The second major step that is needed is for a review to be held to identify which components truly need to be controlled as munitions and which can fall under the dual-use regulations held by the Commerce Department. There are numerous components within a spacecraft that are either created outside the United States or are easily capable of being so. By limiting the list of components that fall under the International Traffic in Arms Regulations (ITAR), the process itself will become smoother and US suppliers will be better able to compete in an increasingly competitive international market.

The list of issues I have presented here is by no means complete. Cavossa included issues such as maintaining programs like Transformational Communication Architecture and Operational Responsive Space, relying more on commercial satellite systems for unclassified communications, and strengthening the space workforce. There are other issues I also feel could be addressed such as the growth of the small satellite manufacturing sector, a directive to civil space to purchase scientific data from commercial providers should they demonstrate the capability to provide, and still more that would fall under the classified section of the policy.
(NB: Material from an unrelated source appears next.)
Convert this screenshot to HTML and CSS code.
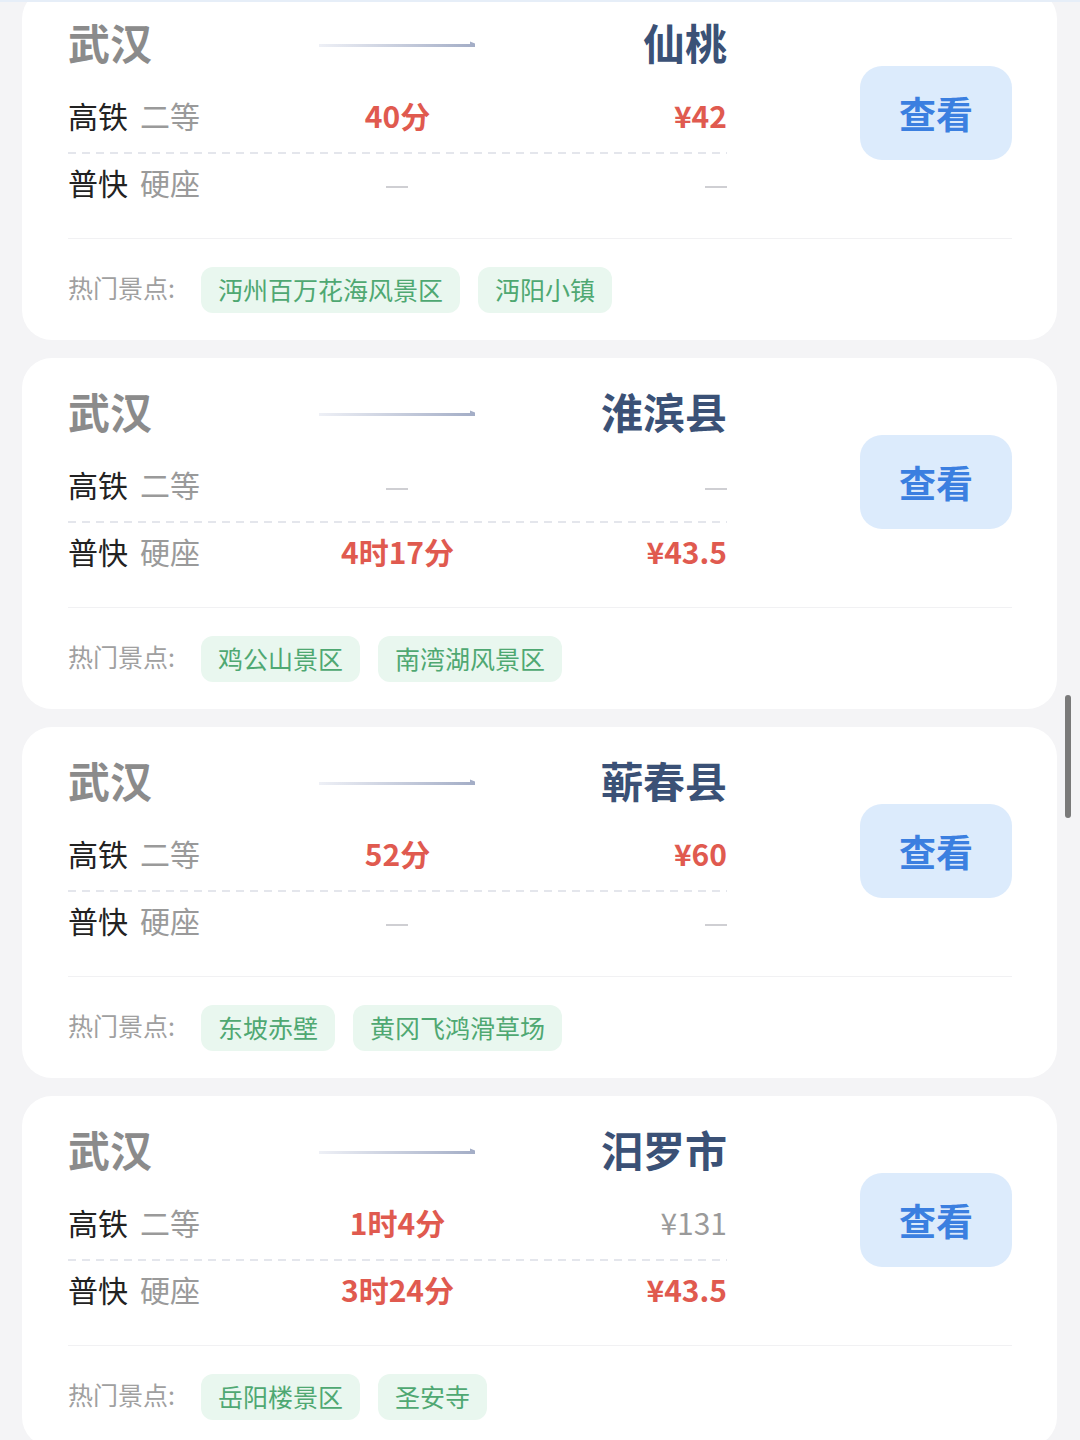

Should the White House try to tackle this policy given that they only have two more years in the White House and now face a Congress controlled by the Democratic Party? I firmly believe that they should. The next administration could easily override any policy put forth by the current administration but, as space is not a hot topic right now, I believe that they would not get around to it for several years, and then would do the same thing that Bush has done, which is to only update the existing space policies rather than focus on new ones. The current space mafia has had six years to build a strong relationship amongst themselves, and creating such a new policy would be far easier now than for a new administration to tackle this. These issues are complex and it is imperative the White House provide the leadership necessary to help direct the satellite industry before it loses its competitive edge.